Why? What could possibly persuade the democratic nations of Europe, North America and Australasia to refrain from declaring their alarm at “the spread in many parts of the world of various extremist political parties, movements and groups, including neo-Nazis and skinhead groups, as well as similar extremist ideological movements”? Or, for that matter, from expressing deep concern at “all recent manifestations of violence and terrorism incited by violent nationalism, racism, xenophobia and related intolerance”?
Beating The Tin Drum: Members of the Patriot of the Ukraine party marching to the beat of a neo-Nazi revival in Eastern Europe that New Zealand refuses to condemn.
The answer, of course, is to be found in the well-documented involvement of the US State Department and the governments of the EU in the February 2014 overthrow, by armed neo-Nazi demonstrators, of the democratically-elected government of Ukraine. That both the USA and the EU were prepared to recognise, for the first time since World War II, a European government which included openly fascist and neo-Nazi politicians, rendered support for the Russian Federation’s resolution diplomatically implausible.
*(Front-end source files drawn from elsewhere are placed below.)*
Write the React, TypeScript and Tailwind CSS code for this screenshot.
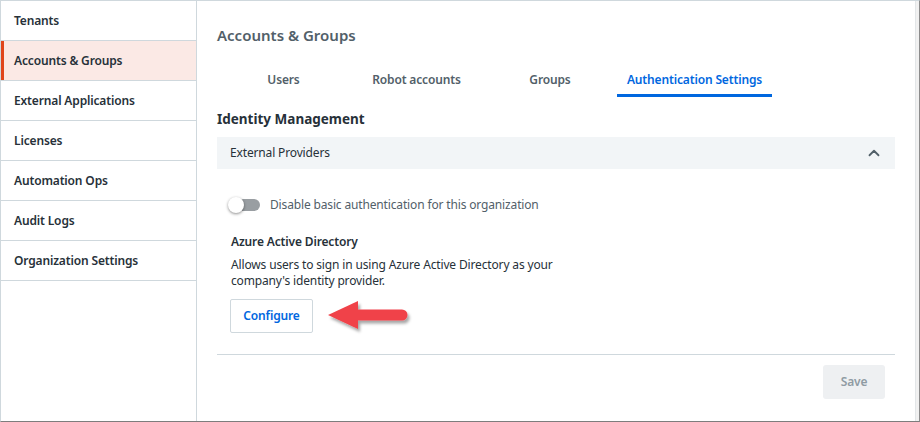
import React from "react";
import { ChevronUp } from "lucide-react";

const items = [
  "Tenants",
  "Accounts & Groups",
  "External Applications",
  "Licenses",
  "Automation Ops",
  "Audit Logs",
  "Organization Settings",
];

export default function App() {
  return (
    <div
      className="w-[920px] h-[422px] flex border-t border-l border-[#cfd8dd] border-b border-b-[#7d7d7d] border-r border-r-[#8c8c8c] bg-white overflow-hidden"
      style={{ fontFamily: '"Noto Sans", "Open Sans", sans-serif' }}
    >
      {/* Sidebar */}
      <div className="w-[196px] shrink-0 border-r border-[#cfd8dd] flex flex-col">
        {items.map((it) => {
          const active = it === "Accounts & Groups";
          return (
            <div
              key={it}
              className={
                active
                  ? "h-[40px] border-b border-[#cfd8dd] bg-[#fbe9e5] flex items-center relative pl-[13px] text-[12px] tracking-[-0.15px] font-semibold text-[#273139]"
                  : "h-[40px] border-b border-[#cfd8dd] flex items-center pl-[13px] text-[12px] tracking-[-0.15px] font-semibold text-[#273139]"
              }
            >
              {active && <div className="absolute left-0 top-0 bottom-0 w-[3px] bg-[#e0461c]" />}
              {it}
            </div>
          );
        })}
      </div>

      {/* Main */}
      <div className="flex-1 flex flex-col border-r border-[#e3e6e8] px-5 pt-[22px]">
        <div className="text-[15px] leading-[24px] font-semibold text-[#526069]">Accounts &amp; Groups</div>

        <div className="flex mt-[15px]">
          {[
            { t: "Users", w: "w-[133px]" },
            { t: "Robot accounts", w: "w-[133px]" },
            { t: "Groups", w: "w-[134px]" },
          ].map((tab) => (
            <div
              key={tab.t}
              className={`${tab.w} h-[35px] flex items-start justify-center pt-[9px] text-[12px] tracking-[-0.15px] leading-[18px] font-semibold text-[#526069]`}
            >
              {tab.t}
            </div>
          ))}
          <div className="w-[155px] h-[35px] flex items-start justify-center pt-[9px] text-[12px] tracking-[-0.15px] leading-[18px] font-semibold text-[#0067df] border-b-[3px] border-[#0067df]">
            Authentication Settings
          </div>
        </div>

        <div className="mt-[12px] text-[13.5px] leading-[20px] font-bold text-[#273139]">Identity Management</div>

        <div className="mt-[8px] h-[32px] bg-[#f2f5f7] flex items-center justify-between pl-[13px] pr-[12px]">
          <span className="text-[12px] tracking-[-0.15px] text-[#273139]">External Providers</span>
          <ChevronUp size={18} strokeWidth={2.4} color="#526069" />
        </div>

        <div className="pl-[11px]">
          <div className="mt-[27px] flex items-center h-[18px]">
            <div className="relative w-[32px] h-[18px] flex items-center">
              <div className="ml-[4px] w-[28px] h-[12px] rounded-full bg-[#999ea2]" />
              <div className="absolute left-0 top-[1px] w-[16px] h-[16px] rounded-full bg-white shadow-[0_1px_3px_rgba(0,0,0,0.45)]" />
            </div>
            <span className="ml-[10px] text-[12px] tracking-[-0.15px] text-[#526069]">Disable basic authentication for this organization</span>
          </div>

          <div className="mt-[19px] pl-[3px] text-[12px] tracking-[-0.15px] leading-[18px] font-semibold text-[#273139]">Azure Active Directory</div>
          <div className="mt-[6px] pl-[3px] w-[360px] text-[12px] tracking-[-0.15px] leading-[16px] text-[#273139]">
            Allows users to sign in using Azure Active Directory as your company's identity provider.
          </div>

          <div className="mt-[10px] pl-[2px] flex items-start">
            <button className="w-[83px] h-[34px] border border-[#cfd8dd] rounded-[2px] text-[12px] tracking-[-0.15px] font-semibold text-[#0067df] bg-white">
              Configure
            </button>
            <svg width="96" height="40" viewBox="0 0 96 40" className="ml-[13px] mt-[0px]">
              <defs>
                <filter id="sh" x="-20%" y="-30%" width="140%" height="160%">
                  <feDropShadow dx="2" dy="3" stdDeviation="1.8" floodColor="#000" floodOpacity="0.35" />
                </filter>
              </defs>
              <g filter="url(#sh)">
                <polygon points="2,16 32,2 32,30" fill="#f0434a" />
                <line x1="28" y1="16" x2="76" y2="16" stroke="#f0434a" strokeWidth="11" strokeLinecap="round" />
              </g>
            </svg>
          </div>
        </div>

        <div className="mt-[15px] border-t border-[#cfd8dd]" />
        <div className="mt-[10px] flex justify-end pr-[10px]">
          <button className="w-[62px] h-[34px] rounded-[3px] bg-[#eef0f2] text-[12px] tracking-[-0.15px] font-semibold text-[#8f9ba3]">Save</button>
        </div>
      </div>
      <div className="w-[3px] shrink-0 bg-[#f1f1f1]" />
    </div>
  );
}
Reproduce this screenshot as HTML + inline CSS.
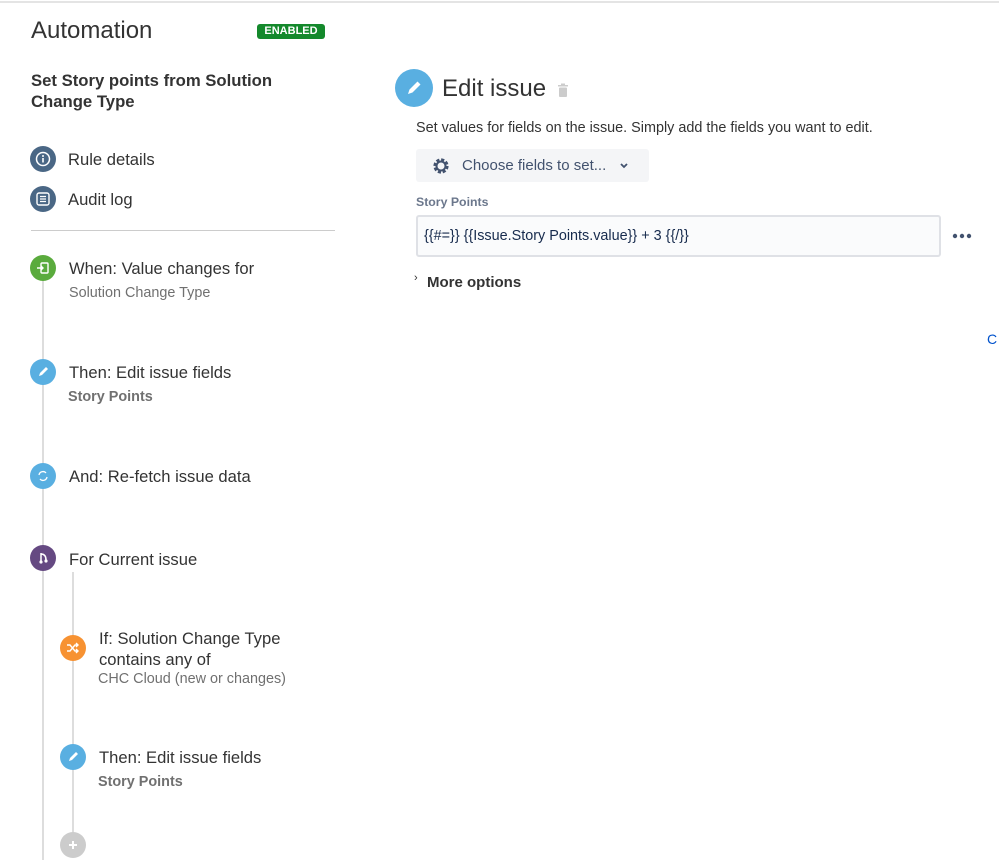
<!DOCTYPE html>
<html><head><style>
body{margin:0;width:999px;height:860px;position:relative;background:#fff;font-family:"Liberation Sans",Arial,sans-serif;overflow:hidden;color:#333}
.a{position:absolute;white-space:nowrap}
.c{position:absolute;border-radius:50%;display:flex;align-items:center;justify-content:center}
.t{font-size:16.6px;color:#333}
.s{font-size:14.4px;color:#707070}
.b{font-size:14.4px;color:#707070;font-weight:bold}
</style></head><body>
<div class="a" style="left:0;top:1px;width:999px;height:2px;background:#e4e4e4"></div>
<div class="a" style="left:31px;top:17px;font-size:24px;color:#333">Automation</div>
<div class="a" style="left:257px;top:24px;width:68px;height:15px;background:#14892c;border-radius:3px;color:#fff;font-size:11px;font-weight:bold;text-align:center;line-height:15px">ENABLED</div>
<div class="a" style="left:31px;top:70px;font-size:16.7px;font-weight:bold;line-height:21px;color:#333">Set Story points from Solution<br>Change Type</div>

<div class="c" style="left:30px;top:146px;width:26px;height:26px;background:#4a6785"><svg width="16" height="16" viewBox="0 0 16 16"><circle cx="8" cy="8" r="6.5" fill="none" stroke="#fff" stroke-width="1.5"/><rect x="7.2" y="7" width="1.6" height="4.5" fill="#fff"/><circle cx="8" cy="5" r="1" fill="#fff"/></svg></div>
<div class="a t" style="left:68px;top:150px">Rule details</div>
<div class="c" style="left:30px;top:186px;width:26px;height:26px;background:#4a6785"><svg width="16" height="16" viewBox="0 0 16 16"><rect x="2" y="2" width="12" height="12" rx="2" fill="none" stroke="#fff" stroke-width="1.4"/><path d="M5 5.5h6M5 8h6M5 10.5h6" stroke="#fff" stroke-width="1.2"/></svg></div>
<div class="a t" style="left:68px;top:190px">Audit log</div>
<div class="a" style="left:31px;top:230px;width:304px;height:1px;background:#ccc"></div>

<div class="a" style="left:42px;top:262px;width:2px;height:598px;background:#ddd"></div>
<div class="a" style="left:72px;top:572px;width:2px;height:270px;background:#ddd"></div>

<div class="c" style="left:30px;top:255px;width:26px;height:26px;background:#5aab3d"><svg width="14" height="14" viewBox="0 0 14 14"><rect x="5" y="2" width="7" height="10" rx="1" fill="none" stroke="#fff" stroke-width="1.4"/><path d="M1 7h6M5 5l2 2-2 2" stroke="#fff" stroke-width="1.4" fill="none"/></svg></div>
<div class="a t" style="left:69px;top:259px">When: Value changes for</div>
<div class="a s" style="left:69px;top:285px">Solution Change Type</div>

<div class="c" style="left:30px;top:359px;width:26px;height:26px;background:#59afe1"><svg width="14" height="14" viewBox="0 0 14 14"><path d="M3 11l1-3 6-6 2 2-6 6z" fill="#fff"/></svg></div>
<div class="a t" style="left:69px;top:363px">Then: Edit issue fields</div>
<div class="a b" style="left:68px;top:389px">Story Points</div>

<div class="c" style="left:30px;top:463px;width:26px;height:26px;background:#59afe1"><svg width="14" height="14" viewBox="0 0 14 14"><path d="M3 6a4 4 0 0 1 7-2M11 8a4 4 0 0 1-7 2" stroke="#fff" stroke-width="1.3" fill="none"/></svg></div>
<div class="a t" style="left:69px;top:467px">And: Re-fetch issue data</div>

<div class="c" style="left:30px;top:545px;width:26px;height:26px;background:#654982"><svg width="14" height="14" viewBox="0 0 14 14"><path d="M5 2v8M5 3c4 0 5 3 5 6" stroke="#fff" stroke-width="1.5" fill="none"/><circle cx="5" cy="11" r="1.6" fill="#fff"/><circle cx="10" cy="10" r="1.6" fill="#fff"/></svg></div>
<div class="a t" style="left:69px;top:550px">For Current issue</div>

<div class="c" style="left:60px;top:635px;width:26px;height:26px;background:#f79232"><svg width="14" height="14" viewBox="0 0 14 14"><path d="M1 4h3l5 6h3M1 10h3l5-6h3M10 2l2 2-2 2M10 8l2 2-2 2" stroke="#fff" stroke-width="1.4" fill="none"/></svg></div>
<div class="a t" style="left:99px;top:628px;line-height:21px">If: Solution Change Type<br>contains any of</div>
<div class="a s" style="left:98px;top:671px">CHC Cloud (new or changes)</div>

<div class="c" style="left:60px;top:744px;width:26px;height:26px;background:#59afe1"><svg width="14" height="14" viewBox="0 0 14 14"><path d="M3 11l1-3 6-6 2 2-6 6z" fill="#fff"/></svg></div>
<div class="a t" style="left:99px;top:748px">Then: Edit issue fields</div>
<div class="a b" style="left:98px;top:774px">Story Points</div>

<div class="c" style="left:60px;top:832px;width:26px;height:26px;background:#ccc"><svg width="12" height="12" viewBox="0 0 12 12"><path d="M6 2v8M2 6h8" stroke="#fff" stroke-width="2"/></svg></div>

<div class="c" style="left:395px;top:69px;width:38px;height:38px;background:#59afe1"><svg width="20" height="20" viewBox="0 0 20 20"><path d="M4 16l1.5-4.5 8-8 3 3-8 8z" fill="#fff"/></svg></div>
<div class="a" style="left:442px;top:75px;font-size:24px;color:#333">Edit issue</div>
<svg class="a" style="left:557px;top:83px" width="12" height="15" viewBox="0 0 12 15"><rect x="1" y="2" width="10" height="1.5" fill="#ccc"/><rect x="4" y="0.5" width="4" height="2" fill="#ccc"/><rect x="2" y="4.5" width="8" height="9.5" rx="1" fill="#ccc"/></svg>
<div class="a" style="left:416px;top:120px;font-size:14.4px;color:#333">Set values for fields on the issue. Simply add the fields you want to edit.</div>
<div class="a" style="left:416px;top:149px;width:233px;height:33px;background:#f4f5f7;border-radius:3px"></div>
<svg class="a" style="left:431px;top:156px" width="20" height="20" viewBox="0 0 20 20"><circle cx="10" cy="10" r="6" fill="none" stroke="#42526e" stroke-width="3.2" stroke-dasharray="3 1.7"/><circle cx="10" cy="10" r="4.5" fill="none" stroke="#42526e" stroke-width="2"/></svg>
<div class="a" style="left:462px;top:157px;font-size:15px;color:#42526e">Choose fields to set...</div>
<svg class="a" style="left:619px;top:162px" width="10" height="8" viewBox="0 0 10 8"><path d="M2 2l3 3 3-3" stroke="#42526e" stroke-width="1.8" fill="none"/></svg>
<div class="a" style="left:416px;top:195px;font-size:12.3px;font-weight:bold;color:#6b778c">Story Points</div>
<div class="a" style="left:416px;top:215px;width:521px;height:38px;border:2px solid #dfe1e6;border-radius:3px;background:#fafbfc"></div>
<div class="a" style="left:424px;top:228px;font-size:14.4px;color:#172b4d">{{#=}} {{Issue.Story Points.value}} + 3 {{/}}</div>
<svg class="a" style="left:952px;top:233px" width="20" height="6"><circle cx="3" cy="3" r="2.2" fill="#42526e"/><circle cx="10" cy="3" r="2.2" fill="#42526e"/><circle cx="17" cy="3" r="2.2" fill="#42526e"/></svg>
<div class="a" style="left:414px;top:272px;font-size:11px;color:#333">›</div>
<div class="a" style="left:427px;top:274px;font-size:15px;font-weight:bold;color:#333">More options</div>
<div class="a" style="left:987px;top:331px;font-size:14px;color:#0052cc">C</div>
</body></html>
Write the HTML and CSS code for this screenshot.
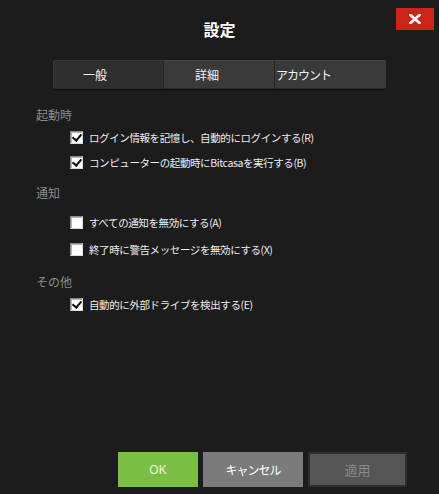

Accordingly, the Western democracies argued strongly that supporting the Russian Federation’s resolution would be tantamount to endorsing the latter’s annexation of Crimea, and ignoring its ongoing military and economic support for the breakaway Russian-speaking provinces of Eastern Ukraine.
President Vladimir Putin’s Russia is prey to the very same fascistic and neo-Nazi forces that its UN anti-racist resolution condemns. The uncomplicated endorsement of its content would, therefore, have allowed the democratic countries to serve notice on both the Russian Federation and Ukraine that violent racist xenophobia remains totally unacceptable to the United Nations’ membership.
Sadly, the United States refused to tolerate even implied criticism of its hard-won Ukrainian protectorate. Canada cravenly concurred. And the EU, rather than alienate the Americans, abstained.
As an “honest broker” who “always stands up for what’s right”, New Zealand was gifted an early opportunity to show the 145 UN members who voted for her that their support had not been misplaced. Reminding the world of Nazism’s 20 million Russian victims, and reconfirming its unalterably evil nature would, surely, have done more for international understanding – and our reputation – than sitting on our hands?